Being Good Indians “may keep them alive for a while. They may feel safe,” she said. 

“Bad Indians understand that it's not about what we do. We are excluded because of who we are and there's nothing we can do about that, so you may as well return to the stories and truths of your ancestors and who you are. You may as well stop trying to fit into a house that's on fire, because being good won't save you.”

Krawec, who is Anishinaabe and Ukrainian and a member of the Lac Seul First Nation, respects Good Indians “for surviving…(but) I'm not going to follow them into battle because where they're going is not a place I want to be.”

Krawec writes in Bad Indians Book Club, “…It was the Bad Indians to whom I felt drawn—and still do…So I followed these Bad Indians into protest and ceremony… We had no interest in rescuing this system or creating a kinder and more inclusive nationalist project that could save us from ourselves while it benefits from our displacement.”

Krawec’s bold, thought-provoking and disturbing book was preceded by a year-long series of podcasts featuring conversations with friends and writers about books read and written.

She initially planned to focus on Indigenous writing, but reconsidered following a conversation with Black writer Tiya Miles last February, which is recognized as Black History Month.
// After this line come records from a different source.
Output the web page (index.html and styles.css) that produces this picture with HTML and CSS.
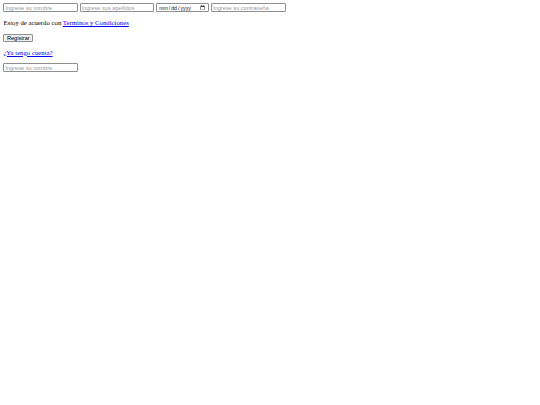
FILE: index.html
```html
<!DOCTYPE html>
<html lang="es">
<head>
<meta charset="utf-8">
<title>Registro</title>
<link rel="stylesheet" href="styles.css">
</head>
<body>
<form class="form">
  <div class="fields">
    <input class="field" type="text" placeholder="Ingrese su nombre">
    <input class="field" type="text" placeholder="Ingrese sus apellidos">
    <input class="field date" type="date">
    <input class="field" type="password" placeholder="Ingrese su contraseña">
  </div>
  <p class="para">Estoy de acuerdo con <a class="link" href="#">Terminos y Condiciones</a></p>
  <p class="para"><button class="btn" type="button">Registrar</button></p>
  <p class="para"><a class="link" href="#">¿Ya tengo cuenta?</a></p>
  <div class="fields last">
    <input class="field" type="text" placeholder="Ingrese su nombre">
  </div>
</form>
</body>
</html>
```

FILE: styles.css
```css
html { background: #fff; }
body {
  margin: 3.375px;
  font-family: "Liberation Serif", "Times New Roman", serif;
  font-size: 6.75px;
  color: #000;
}
.form { margin: 0; }
.fields { margin: 0; }
.last { padding-top: 0.6px; }
.field {
  box-sizing: border-box;
  width: 74.7px;
  height: 8.9px;
  padding: 0 1px;
  border: 0.6px solid #8f8f8f;
  border-radius: 1px;
  font-family: "Liberation Sans", Arial, sans-serif;
  font-size: 5.625px;
  color: #000;
  vertical-align: middle;
}
.field::placeholder { color: #9a9a9a; }
.date {
  width: 53.2px;
  font-family: "Liberation Sans", Arial, sans-serif;
  font-size: 5.2px;
  color: #111;
}
.para { margin: 6.75px 0; }
.link { color: #0000ee; }
.btn {
  box-sizing: border-box;
  height: 8.45px;
  padding: 0 2.5px;
  margin-top: 0.85px;
  border: 0.6px solid #8f8f8f;
  border-radius: 1px;
  background: #efefef;
  font-family: "Liberation Sans", Arial, sans-serif;
  font-size: 5.625px;
  color: #000;
}
```
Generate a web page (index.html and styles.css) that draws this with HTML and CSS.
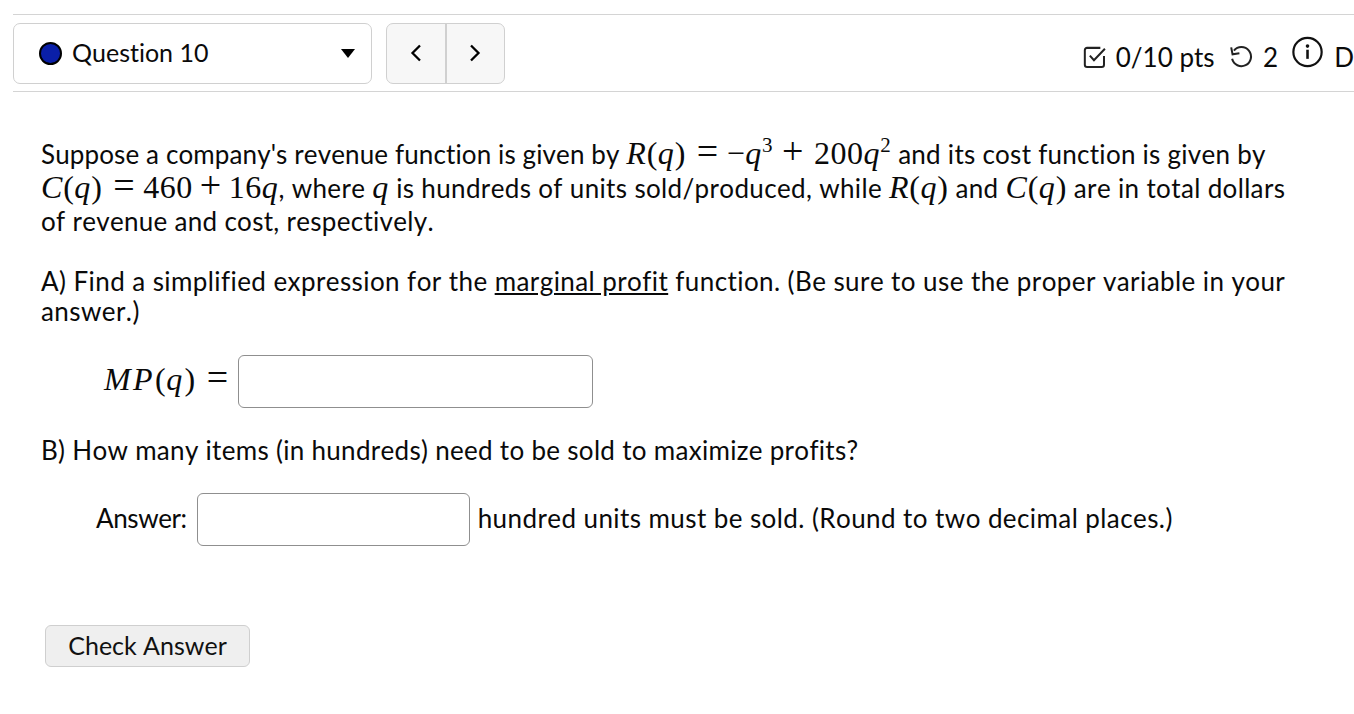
FILE: index.html
```html
<!DOCTYPE html>
<html>
<head>
    <title>Question 10</title>
    <link rel="stylesheet" href="styles.css">
</head>
<body>
    <div class="question-bar">
        <div class="question-select">
            <span class="status-dot"></span>
            <span class="question-name">Question 10</span>
            <span class="caret"></span>
        </div>
        <div class="pager">
            <button class="pager-btn" type="button">
                <svg width="14" height="20" viewBox="0 0 14 20"><path d="M11 2.500 3.500 10l7.500 7.500" fill="none" stroke="#000" stroke-width="2.300"/></svg>
            </button>
            <button class="pager-btn" type="button">
                <svg width="14" height="20" viewBox="0 0 14 20"><path d="M3 2.500 10.500 10 3 17.500" fill="none" stroke="#000" stroke-width="2.300"/></svg>
            </button>
        </div>
        <div class="meta">
            <svg class="icon-check" width="26" height="26" viewBox="0 0 26 26"><path d="M23 12v9.500a2.500 2.500 0 0 1-2.500 2.500h-16a2.500 2.500 0 0 1-2.500-2.500v-16a2.500 2.500 0 0 1 2.500-2.500H19" fill="none" stroke="#222" stroke-width="2.200"/><path d="M7.500 11.500 12 16.500 24 4" fill="none" stroke="#222" stroke-width="2.200"/></svg>
            <span class="pts">0/10 pts</span>
            <svg class="icon-retry" width="28" height="26" viewBox="0 0 28 26"><path d="M6.500 6A10.500 10.500 0 1 1 4.500 15" fill="none" stroke="#222" stroke-width="2.200"/><path d="M3.500 2.500 5 10l7.500-1" fill="none" stroke="#222" stroke-width="2.200"/></svg>
            <span class="tries">2</span>
            <svg class="icon-info" width="34" height="34" viewBox="0 0 34 34"><circle cx="17" cy="17" r="15.500" fill="none" stroke="#111" stroke-width="2.400"/><circle cx="17" cy="10.500" r="2" fill="#111"/><path d="M17 14.500v10" stroke="#111" stroke-width="2.800"/></svg>
            <span class="details">D</span>
        </div>
    </div>

    <div class="question">
        <div class="intro">
            <div class="line first">Suppose a company's revenue function is given by <span class="math"><i>R</i>(<i>q</i>)<span class="op eq">=</span>&minus;<i>q</i><sup>3</sup><span class="op">+</span>200<i>q</i><sup>2</sup></span> <span class="first-tail">and its cost function is given by</span></div>
            <div class="line second"><span class="math"><i>C</i>(<i>q</i>)<span class="op eq">=</span>460<span class="op">+</span>16<i>q</i></span>, where <span class="math"><i>q</i></span> is hundreds of units sold/produced, while <span class="math"><i>R</i>(<i>q</i>)</span> and <span class="math"><i>C</i>(<i>q</i>)</span> are in total dollars</div>
            <div class="line third">of revenue and cost, respectively.</div>
        </div>

        <p class="part-a">A) Find a simplified expression for the <u>marginal profit</u> function. (Be sure to use the proper variable in your answer.)</p>

        <div class="answer-row row-mp">
            <span class="math"><i>MP</i>(<i>q</i>)<span class="op eq">=</span></span>
            <input class="answer-box box-mp" type="text">
        </div>

        <p class="part-b">B) How many items (in hundreds) need to be sold to maximize profits?</p>

        <div class="answer-row row-units">
            <span class="answer-label">Answer:</span>
            <input class="answer-box box-units" type="text">
            <span class="answer-note">hundred units must be sold. (Round to two decimal places.)</span>
        </div>

        <button class="check-btn" type="button">Check Answer</button>
    </div>
</body>
</html>
```

FILE: styles.css
```css
html, body {
    overflow: hidden;
}
body {
    font-family: Lato, "Open Sans", sans-serif;
    font-size: 26px;
    line-height: 30px;
    font-kerning: none;
    font-variant-ligatures: none;
    letter-spacing: 0.3px;
    color: #0a0a0a;
    background-color: #fff;
    margin: 0;
    padding: 14px 0 0 13px;
    height: 700px;
    box-sizing: border-box;
}
.question-bar {
    display: flex;
    align-items: center;
    height: 78px;
    width: 1341px;
    box-sizing: border-box;
    border-top: 1px solid #d4d4d4;
    border-bottom: 1px solid #d4d4d4;
    padding-bottom: 8px;
    padding-top: 8px;
}
.question-select {
    display: flex;
    align-items: center;
    width: 359px;
    height: 61px;
    box-sizing: border-box;
    border: 1px solid #d0d0d0;
    border-radius: 7px;
    padding: 0 16px 0 25px;
}
.status-dot {
    width: 23px;
    height: 23px;
    box-sizing: border-box;
    border-radius: 50%;
    background: #0a1fa8;
    border: 2px solid #000;
    margin-right: 10px;
}
.question-name {
    flex: 1;
    font-size: 25px;
    letter-spacing: 0;
    margin-top: -2px;
}
.caret {
    width: 0;
    height: 0;
    border-left: 7px solid transparent;
    border-right: 7px solid transparent;
    border-top: 9px solid #000;
}
.pager {
    display: flex;
    margin-left: 14px;
    height: 61px;
    width: 119px;
    box-sizing: border-box;
    border: 1px solid #d0d0d0;
    border-radius: 7px;
    background: #f7f7f7;
}
.pager-btn {
    flex: 1;
    display: flex;
    align-items: center;
    justify-content: center;
    background: none;
    border: none;
    padding: 0;
}
.pager-btn + .pager-btn {
    border-left: 2px solid #d0d0d0;
}
.meta {
    display: flex;
    align-items: center;
    margin-left: auto;
    white-space: nowrap;
    width: 271px;
    padding-top: 7px;
    box-sizing: border-box;
    overflow: hidden;
    letter-spacing: 0;
}
.icon-check {
    margin-right: 9px;
}
.pts {
    margin-right: 13px;
}
.icon-retry {
    margin-right: 10px;
}
.tries {
    margin-right: 14px;
}
.icon-info {
    margin-top: -9px;
    margin-right: 11px;
}
.question {
    padding-left: 28px;
}
.intro {
    margin-top: 46px;
}
.line {
    white-space: nowrap;
    height: 34px;
}
.first {
    letter-spacing: 0.12px;
}
.first-tail {
    letter-spacing: 0.27px;
}
.second {
    letter-spacing: 0.35px;
}
.math {
    font-family: "Liberation Serif", serif;
    font-size: 32px;
    letter-spacing: 0.5px;
}
.math i {
    letter-spacing: 0.8px;
}
.math sup {
    font-size: 21px;
    line-height: 0;
}
.op {
    font-size: 38px;
    line-height: 0;
    margin: 0 7px;
}
.first .op {
    margin: 0 10px 0 9px;
}
.first .eq, .eq {
    margin: 0 8px 0 11px;
}
.part-a {
    margin: 26px 0 0;
    width: 1270px;
    letter-spacing: 0.42px;
}
.answer-row {
    display: flex;
    align-items: center;
    white-space: nowrap;
}
.row-mp {
    margin: 29px 0 0 63px;
}
.row-mp .math {
    width: 134px;
    margin-top: -5px;
}
.row-mp .math i {
    letter-spacing: 2.4px;
}
.answer-box {
    height: 53px;
    box-sizing: border-box;
    border: 1px solid #8f8f8f;
    border-radius: 6px;
    background: #fff;
}
.box-mp {
    width: 355px;
}
.part-b {
    margin: 27px 0 0;
}
.row-units {
    margin: 28px 0 0 55px;
}
.answer-label {
    letter-spacing: -0.4px;
    margin-right: 1px;
    margin-top: -3px;
}
.answer-note {
    letter-spacing: 0.42px;
    margin-top: -4px;
}
.box-units {
    width: 273px;
    margin: 0 8px 0 9px;
}
.check-btn {
    display: block;
    margin: 79px 0 0 4px;
    width: 205px;
    height: 42px;
    box-sizing: border-box;
    font: inherit;
    font-size: 25px;
    letter-spacing: 0;
    color: #111;
    background: #efefef;
    border: 1px solid #cfcfcf;
    border-radius: 6px;
    padding: 0 0 2px;
}
```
Miles identified “gaps” in written and oral stories. 

“I was starting to understand that Indigeneity was not specific to North America. That it was Central America and South America, too… That there were people around the world who have experienced colonization and displacement in all kinds of ways,” said Krawec. “I wanted to bring them in as well to see what do our stories say to each other…It's not necessarily the same, but there's commonalities in what happened to us and how we responded to it. And those things are contained within the stories we tell.”

Krawec draws on Nanaboozhoo, who in Anishinaabe stories walked around the world twice, once alone and once with a wolf “and he met all kinds of people. And so, their stories inform our stories and back the other way as well.”

In writing Bad Indians Book Club, which took about eight months, Krawec was deliberate in not replicating the podcasts and she admits that made it challenging.

“I wanted to pull (the podcasts) together and to see just where that took me,” she said.

She notes in her book that “Indigenous writing is really any writing done by Indigenous people, and it covers a wide range of topics.” 

She summarizes author Daniel Heath Justice stating, “Indigenous literatures matters because we matter.” 

Bad Indians Book Club is a deep dive into writing by Indigenous, Black, Jewish and other marginalized writers in a variety of writing genres, including science, history, memoir, science fiction, speculative fiction and horror.  Krawec discovered things that unsettled her, that surprised her and that were new to her.

“The horror chapter is full of new ideas to me,” she said. 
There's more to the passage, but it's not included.